Last month we reported that several record companies were in talks with YouTube about licensing their content to the video sharing portal.
Today Warner Music have announced that they’ve done a revenue-sharing deal with YouTube to allow thousands of music videos and interviews to be uploaded.
“Technology is changing entertainment, and Warner Music is embracing that innovation,” said Warner Music Chairman Edgar Bronfman Jr. “Consumer-empowering destinations like YouTube have created a two-way dialogue that will transform entertainment and media forever.”
What’s interesting is that YouTube have developed a royalty-tracking system that discovers when a user has uploaded video with copyrighted music on it, and then allows Warner to decide whether to approve or reject that video.
It all feels a bit ‘in the mix’ at the moment – on the one hand YouTube are currently existing on a modest amount of venture capital, and seem fervently against ‘selling out’ to a rich corporation – on the other hand they may be forced to allow record companies who come on board to censor videos.
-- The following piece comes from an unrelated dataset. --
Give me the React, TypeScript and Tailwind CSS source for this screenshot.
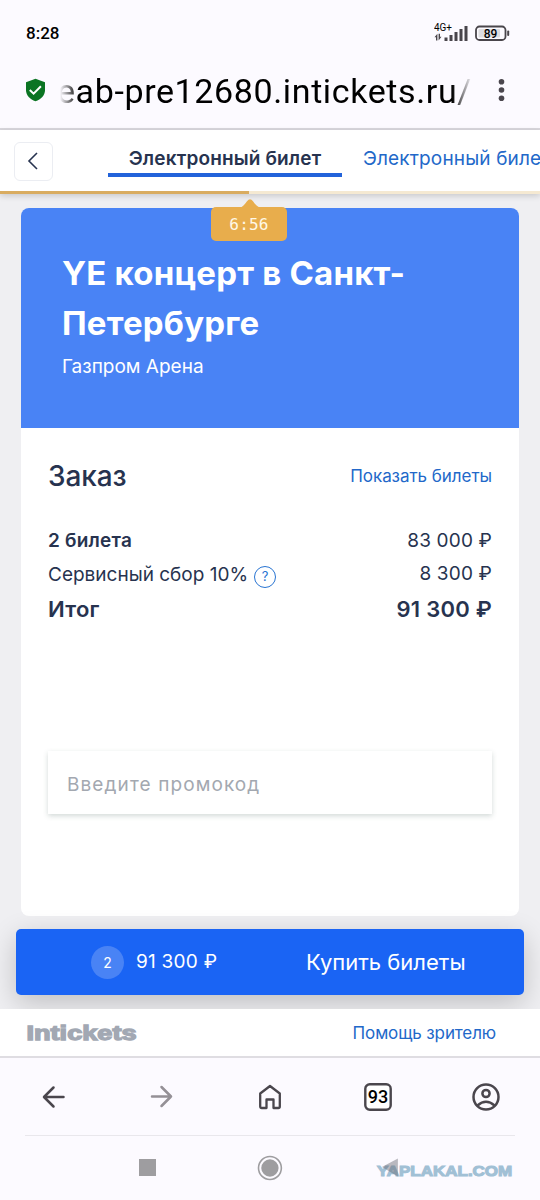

Sounds like a good deal for Warner – they get to advertise, show off their own music videos (presumably with some kind of preferential treatment), and will still allow some use of their songs in amateur videos.
It might even make those wonderful lip-sync videos legal. Joy!
Some other labels aren’t quite so happy with YouTube – Universal is threatening to sue YouTube over copyright violations.
What do you think? Is this good news for YouTube?